■ **The problem**
Each line from the top of the listing through the one holding "<title>Billing</title>" should be restated word for word, with nothing added and no pictures.

■ **Data lines**
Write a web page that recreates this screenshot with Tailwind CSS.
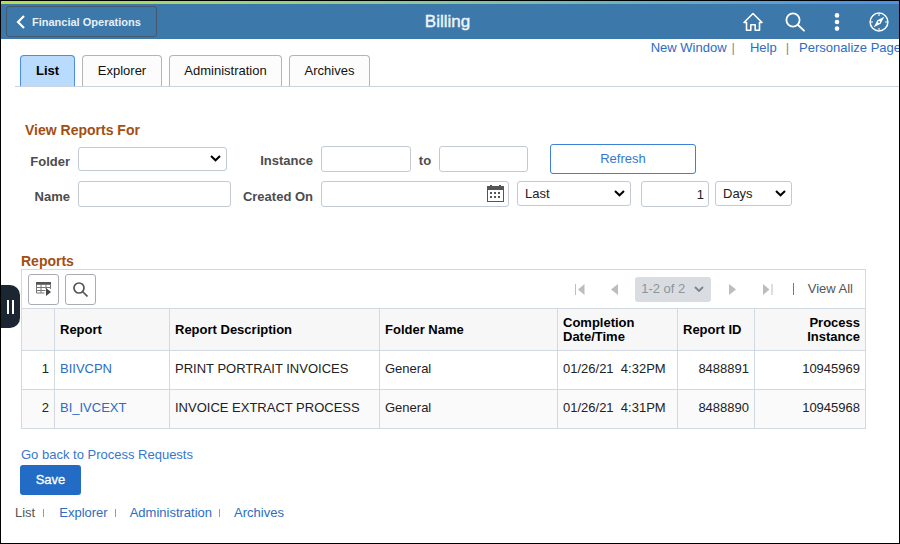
<!DOCTYPE html>
<html lang="en">
  <head>
    <meta charset="UTF-8" />
    <meta name="viewport" content="width=device-width, initial-scale=1.0" />
    <title>Billing</title>

    <!-- TailwindCSS -->
    <script src="https://cdn.jsdelivr.net/npm/@tailwindcss/browser@4"></script>
  </head>

  <body class="relative min-h-screen overflow-x-hidden border border-black bg-white font-['Liberation_Sans',Arial,sans-serif] text-[13px] leading-4 text-[#222]">
    <!-- HEADER -->
    <div class="h-[3px] bg-linear-to-r from-[#b5e04a] via-[#85c6a0] to-[#4a8fe8]"></div>
    <header class="grid h-[35px] grid-cols-[1fr_auto_1fr] items-center bg-[#3c79aa] pr-[10px] pl-[5px] text-white">
      <button class="flex h-[31px] w-[151px] items-center gap-[7px] rounded-[3px] border border-[#46596c] pl-[9px] text-[11px] font-bold text-[#e6f0f8]">
        <svg class="h-[14px] w-[9px]" viewBox="0 0 9 14" fill="none" stroke="white" stroke-width="2.2"><path d="M8 1 2 7l6 6" /></svg>
        Financial Operations
      </button>
      <h1 class="text-[17px] leading-5 text-[#eef5fa] [-webkit-text-stroke:0.4px_#eef5fa]">Billing</h1>
      <nav class="flex items-center justify-end">
        <button aria-label="Home" class="mr-[22px]">
          <svg class="size-5" viewBox="0 0 20 20" fill="none" stroke="white" stroke-width="1.6" stroke-linejoin="round" stroke-linecap="round"><path d="m1 10.500 9-9 9 9h-2.500v7.700h-4.300v-5.400H7.800v5.400H3.500v-7.700z" /></svg>
        </button>
        <button aria-label="Search" class="mr-[22px]">
          <svg class="size-5" viewBox="0 0 20 20" fill="none" stroke="white" stroke-width="1.8" stroke-linecap="round"><circle cx="8" cy="8" r="6.600" /><path d="m13 13 6 5.700" /></svg>
        </button>
        <button aria-label="Actions" class="mr-[22px]">
          <svg class="size-5" viewBox="0 0 20 20" fill="white"><circle cx="10" cy="3.400" r="2.300" /><circle cx="10" cy="10" r="2.300" /><circle cx="10" cy="16.600" r="2.300" /></svg>
        </button>
        <button aria-label="NavBar">
          <svg class="size-5" viewBox="0 0 20 20" fill="none" stroke="white" stroke-width="1.5"><circle cx="10" cy="10" r="8.900" /><path d="M10 2v2M10 16v2M2 10h2M16 10h2" stroke-width="1.1" /><path d="m15.300 4.700-3.700 7.100-6.900 3.500 3.700-7.100z" fill="white" stroke="none" /><circle cx="10" cy="10" r="1" fill="#3c79aa" stroke="none" /></svg>
        </button>
      </nav>
    </header>

    <div class="flex h-4 items-start justify-end leading-[18px] text-[#2c6cc4]">
      <a href="#" class="hover:underline">New Window</a>
      <span class="mr-[15px] ml-[5px] text-[#8a8a8a]">|</span>
      <a href="#" class="hover:underline">Help</a>
      <span class="mr-[10px] ml-[9px] text-[#8a8a8a]">|</span>
      <a href="#" class="-mr-[2px] hover:underline">Personalize Page</a>
    </div>

    <!-- TABS -->
    <div class="ml-[14px] flex h-8 gap-[7px] border-b border-[#ccd3dc] pl-[5px] text-[#111]">
      <button class="h-[31px] w-[55px] rounded-t border border-b-0 border-[#4a8ee0] bg-[#b9dbfd] font-bold text-black">List</button>
      <button class="h-[31px] w-20 rounded-t border border-b-0 border-[#b4b4b4] bg-[#fcfcfc]">Explorer</button>
      <button class="h-[31px] w-[113px] rounded-t border border-b-0 border-[#b4b4b4] bg-[#fcfcfc]">Administration</button>
      <button class="h-[31px] w-[81px] rounded-t border border-b-0 border-[#b4b4b4] bg-[#fcfcfc]">Archives</button>
    </div>

    <main class="pr-[33px] pl-5">
      <!-- FILTERS -->
      <form class="pt-[35px] font-bold text-[#4c4c4c]">
        <h2 class="pl-1 text-sm leading-4 text-[#a34e12]">View Reports For</h2>
        <div class="mt-[6px] flex h-[30px] items-center">
          <label for="folder" class="w-[49px] pt-[6px] text-right">Folder</label>
          <div class="relative ml-2">
            <select id="folder" class="block h-6 w-[149px] appearance-none rounded-[3px] border border-[#c3cad3] bg-white"><option></option></select>
            <svg class="pointer-events-none absolute top-2 right-[6px] h-[7px] w-[11px]" viewBox="0 0 11 7" fill="none" stroke="black" stroke-width="2"><path d="m1 1 4.500 4.300L10 1" /></svg>
          </div>
          <label for="instanceFrom" class="w-[86px] pt-1 text-right">Instance</label>
          <input id="instanceFrom" type="text" class="ml-2 h-[26px] w-[90px] rounded-[3px] border border-[#c3cad3] px-1 font-normal" />
          <label for="instanceTo" class="w-[28px] pt-1 text-center">to</label>
          <input id="instanceTo" type="text" class="h-[26px] w-[89px] rounded-[3px] border border-[#c3cad3] px-1 font-normal" />
          <button type="button" class="ml-[22px] h-[30px] w-[146px] rounded-[3px] border border-[#3c80d8] bg-white font-normal text-[#3577cf]">Refresh</button>
        </div>
        <div class="mt-[7px] flex h-[26px] items-start">
          <label for="name" class="w-[49px] pt-2 text-right">Name</label>
          <input id="name" type="text" class="ml-2 h-[26px] w-[153px] rounded-[3px] border border-[#c3cad3] px-1 font-normal" />
          <label for="createdOn" class="w-[82px] pt-2 text-right">Created On</label>
          <div class="relative ml-2">
            <input id="createdOn" type="text" class="h-[26px] w-[188px] rounded-[3px] border border-[#c3cad3] px-1 font-normal" />
            <button type="button" aria-label="Choose a date" class="absolute top-1 right-[5px]">
              <svg class="h-[17px] w-[17px]" viewBox="0 0 17 17" fill="#555"><path d="M0 1h3V0h2v1h7V0h2v1h3v16H0zm1 4v11h15V5z" fill-rule="evenodd" /><path d="M3 7h2v2H3zm4 0h2v2H7zm4 0h2v2h-2zM3 11h2v2H3zm4 0h2v2H7zm4 0h2v2h-2z" /></svg>
            </button>
          </div>
          <div class="relative ml-2">
            <select aria-label="Date range" class="block h-[25px] w-[114px] appearance-none rounded-[3px] border border-[#c3cad3] bg-white pl-[7px] font-normal text-[#222]"><option>Last</option></select>
            <svg class="pointer-events-none absolute top-[9px] right-[6px] h-[7px] w-[11px]" viewBox="0 0 11 7" fill="none" stroke="black" stroke-width="2"><path d="m1 1 4.500 4.300L10 1" /></svg>
          </div>
          <input aria-label="Number of days" type="text" value="1" class="ml-[10px] h-[26px] w-[68px] rounded-[3px] border border-[#c3cad3] px-1 text-right font-normal text-[#222]" />
          <div class="relative ml-[6px]">
            <select aria-label="Unit" class="block h-[25px] w-[77px] appearance-none rounded-[3px] border border-[#c3cad3] bg-white pl-[7px] font-normal text-[#222]"><option>Days</option></select>
            <svg class="pointer-events-none absolute top-[9px] right-[6px] h-[7px] w-[11px]" viewBox="0 0 11 7" fill="none" stroke="black" stroke-width="2"><path d="m1 1 4.500 4.300L10 1" /></svg>
          </div>
        </div>
      </form>

      <!-- REPORTS -->
      <section class="mt-[46px]">
        <h2 class="text-sm leading-4 font-bold text-[#a34e12]">Reports</h2>
        <div class="flex h-[39px] items-center justify-between border border-b-0 border-[#d3d9e0] pr-3 pl-[6px]">
          <div class="flex gap-[6px]">
            <button aria-label="Grid actions" class="flex size-[31px] items-center justify-center rounded-[3px] border border-[#a9adb3] bg-white">
              <svg class="h-[14px] w-[15px]" viewBox="0 0 15 14"><path d="M0 0h15v3H0z" fill="#555" /><path d="M.5 2.500h14V7M.5 2.500v8.500h8M.5 5.500h14M.5 8.500h9M5 3v8M10 3v4" fill="none" stroke="#777" /><path d="m10 6 5 4-5 4z" fill="#444" /></svg>
            </button>
            <button aria-label="Find" class="flex size-[31px] items-center justify-center rounded-[3px] border border-[#a9adb3] bg-white">
              <svg class="size-[15px]" viewBox="0 0 15 15" fill="none" stroke="#555" stroke-width="1.7"><circle cx="6" cy="6" r="5" /><path d="m9.500 9.500 5 5" /></svg>
            </button>
          </div>
          <div class="flex items-center text-[#555]">
            <button aria-label="First page" class="mr-[26px]"><svg class="h-[11px] w-[10px]" viewBox="0 0 10 11" fill="#bdbdbd"><path d="M0 0h1v11H0zM9.500 0v11L3 5.500z" /></svg></button>
            <button aria-label="Previous page" class="mr-[17px]"><svg class="h-[11px] w-[7px]" viewBox="0 0 7 11" fill="#bdbdbd"><path d="M7 0v11L0 5.500z" /></svg></button>
            <button class="flex h-[25px] w-[76px] items-center justify-center gap-[9px] rounded-[3px] bg-[#d9dde2] text-[#8f9499]">
              1-2 of 2
              <svg class="h-[6px] w-[10px]" viewBox="0 0 10 6" fill="none" stroke="#7d8388" stroke-width="1.8"><path d="m1 1 4 4 4-4" /></svg>
            </button>
            <button aria-label="Next page" class="ml-[18px]"><svg class="h-[11px] w-[7px]" viewBox="0 0 7 11" fill="#bdbdbd"><path d="M0 0v11l7-5.500z" /></svg></button>
            <button aria-label="Last page" class="ml-[27px]"><svg class="h-[11px] w-[10px]" viewBox="0 0 10 11" fill="#bdbdbd"><path d="M8.500 0h1v11h-1zM0 0v11l6.500-5.500z" /></svg></button>
            <span class="ml-[20px] h-3 w-px bg-[#777]"></span>
            <a href="#" class="ml-[14px] hover:underline">View All</a>
          </div>
        </div>
        <table class="w-full table-fixed border-collapse border border-[#d3d9e0] border-b-[#c3cad3]">
          <colgroup>
            <col class="w-[33px]" />
            <col class="w-[115px]" />
            <col class="w-[210px]" />
            <col class="w-[178px]" />
            <col class="w-[120px]" />
            <col class="w-[77px]" />
            <col />
          </colgroup>
          <thead>
            <tr class="h-[42px] bg-[#f7f7f7] text-left leading-[14px] text-black">
              <th class="border border-[#d3d9e0]"></th>
              <th class="border border-[#d3d9e0] px-[5px]">Report</th>
              <th class="border border-[#d3d9e0] px-[5px]">Report Description</th>
              <th class="border border-[#d3d9e0] px-[5px]">Folder Name</th>
              <th class="border border-[#d3d9e0] px-[5px]">Completion<br />Date/Time</th>
              <th class="border border-[#d3d9e0] px-[5px]">Report ID</th>
              <th class="border border-[#d3d9e0] px-[5px] text-right">Process<br />Instance</th>
            </tr>
          </thead>
          <tbody>
            <tr class="h-[39px]">
              <td class="border border-[#d3d9e0] px-[5px] pb-[2px] text-right">1</td>
              <td class="border border-[#d3d9e0] px-[5px] pb-[2px]"><a href="#" class="text-[#2c6cc4] hover:underline">BIIVCPN</a></td>
              <td class="border border-[#d3d9e0] px-[5px] pb-[2px]">PRINT PORTRAIT INVOICES</td>
              <td class="border border-[#d3d9e0] px-[5px] pb-[2px]">General</td>
              <td class="border border-[#d3d9e0] px-[5px] pb-[2px] whitespace-pre">01/26/21  4:32PM</td>
              <td class="border border-[#d3d9e0] px-[5px] pb-[2px] text-right">8488891</td>
              <td class="border border-[#d3d9e0] px-[5px] pb-[2px] text-right">10945969</td>
            </tr>
            <tr class="h-[39px] bg-[#fafafa]">
              <td class="border border-[#d3d9e0] px-[5px] pb-[2px] text-right">2</td>
              <td class="border border-[#d3d9e0] px-[5px] pb-[2px]"><a href="#" class="text-[#2c6cc4] hover:underline">BI_IVCEXT</a></td>
              <td class="border border-[#d3d9e0] px-[5px] pb-[2px]">INVOICE EXTRACT PROCESS</td>
              <td class="border border-[#d3d9e0] px-[5px] pb-[2px]">General</td>
              <td class="border border-[#d3d9e0] px-[5px] pb-[2px] whitespace-pre">01/26/21  4:31PM</td>
              <td class="border border-[#d3d9e0] px-[5px] pb-[2px] text-right">8488890</td>
              <td class="border border-[#d3d9e0] px-[5px] pb-[2px] text-right">10945968</td>
            </tr>
          </tbody>
        </table>
      </section>
    </main>

    <!-- FOOTER -->
    <footer class="px-[14px] pt-[18px]">
      <a href="#" class="ml-[6px] block w-fit text-[#3577cf] hover:underline">Go back to Process Requests</a>
      <button class="mt-[2px] ml-[5px] block h-[30px] w-[61px] rounded-[3px] bg-[#226cc5] text-white [-webkit-text-stroke:0.3px_white]">Save</button>
      <nav class="mt-[10px] flex items-center text-[#2c6cc4]">
        <span class="text-[#555]">List</span>
        <span class="mx-2 h-2 w-px bg-[#999]"></span>
        <a href="#" class="ml-[7px] hover:underline">Explorer</a>
        <span class="mx-[7px] h-2 w-px bg-[#999]"></span>
        <a href="#" class="ml-[7px] hover:underline">Administration</a>
        <span class="mx-[7px] h-2 w-px bg-[#999]"></span>
        <a href="#" class="ml-[7px] hover:underline">Archives</a>
      </nav>
    </footer>

    <!-- side panel handle -->
    <button aria-label="Open side panel" class="absolute top-[284px] left-0 flex h-[43px] w-[19px] items-center justify-center gap-[3px] rounded-r-[10px] bg-[#1c2632]">
      <span class="h-[14px] w-[2px] bg-white"></span>
      <span class="h-[14px] w-[2px] bg-white"></span>
    </button>
  </body>
</html>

■ **Problem solution**
Write a web page that recreates this screenshot with Tailwind CSS.
<!DOCTYPE html>
<html lang="en">
  <head>
    <meta charset="UTF-8" />
    <meta name="viewport" content="width=device-width, initial-scale=1.0" />
    <title>Billing</title>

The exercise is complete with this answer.